Last modified: 2016-04-26 10:10:11 EDT
Description of problem:
If a commit token is created such sa:
node=1 aru=1 ringid=4
node=2 aru=1ef ringid=8
node=3 aru=1fb ringid=8
node=4 aru=1fe ringid=8
What should happen is node 4 should resend all messages from the lowest aru 1ef to the highest aru 1fe. It does this through the setting of a received flag in the commit token. Today this received flag is not always set properly.
What happens now is that node2 will not be delivered messages 1fa-1fe, node 2 will not be delivered messages 1fb-1fe. This results in message loss and possible corruption of information multicast when using services like CPG or EVS.

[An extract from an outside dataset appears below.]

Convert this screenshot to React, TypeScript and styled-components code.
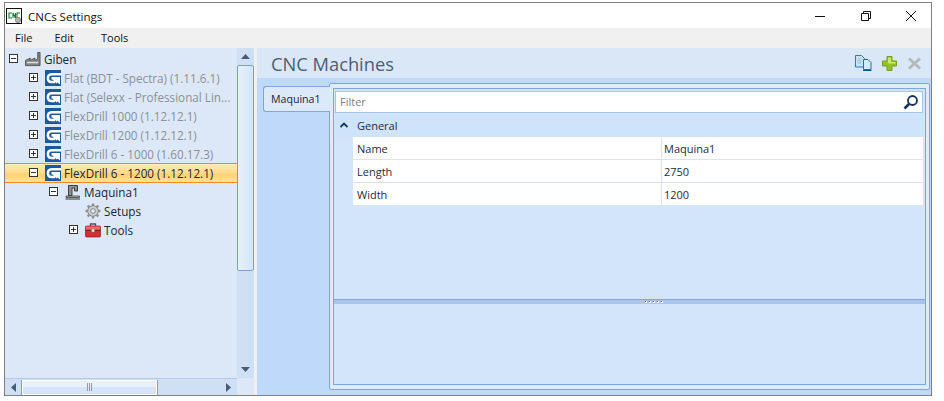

Version-Release number of selected component (if applicable):
more reproducible with a larger cluster, but requires manual inspection of the commit tokens. The keys to reproduction are that every node must be sending traffic and there must be atleast 4 nodes with 1 node being killed/restarted.
Could result in a segfault, but I'm not certain about this. Does not fix the checkpoint bug.
Definately violates EVS.
Steps to Reproduce:
messages are lost.
messages should not be lost.
patch to fix problem in hand and has passed Andrew Beekhof's crm testing suite which verifies messages are correctly sent for 500 iterations including node kills/restarts.